Monarch Q1 2020 Earnings Report
Key Takeaways
Monarch Casino & Resort reported a decrease in net revenue and net income for Q1 2020 due to the temporary closure of its properties in mid-March as a result of the COVID-19 pandemic. The company is focused on preserving liquidity and preparing for reopening.
Consolidated net revenue decreased by 13.2% compared to the prior year due to property closures in March.
Net income declined by 71.2% as a result of the operational shutdown.
Adjusted EBITDA decreased by 40.7% year-over-year.
The company received limited covenant waivers under its amended credit facility and is in discussions for additional support.
Monarch
Monarch
Forward Guidance
Monarch is managing through the uncertainty caused by COVID-19 and positioning the business for reopening.
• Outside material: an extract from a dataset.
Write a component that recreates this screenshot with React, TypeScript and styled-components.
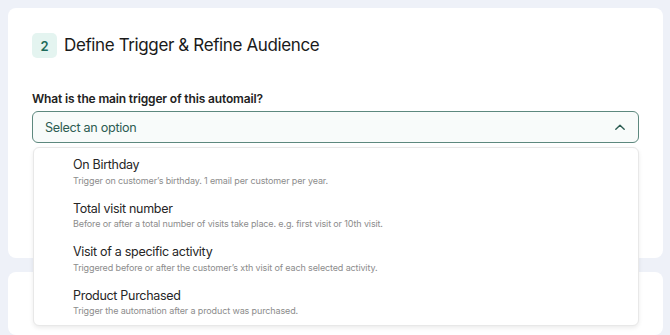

The company believes its cash position and modest leverage provide financial flexibility.
Positive Outlook
- The company is working diligently to preserve liquidity.
- They are investing in preventative maintenance at both properties.
- Monarch has a solid cash position.
- They have modest leverage.
- The company is preparing its properties for re-opening and a return to normalized operations.
Challenges Ahead
- The states of Colorado and Nevada have not yet provided clear dates or guidelines for the reopening of casinos.
- The COVID-19 outbreak has slowed some efforts on the Monarch Casino Resort Spa Black Hawk construction.
- There is no definitive timeline for the property opening.
- The company faces uncertainty and must properly position its business for when the country’s economy begins to re-open.
- The pandemic has presented serious challenges and setbacks for the entire gaming and hospitality industry.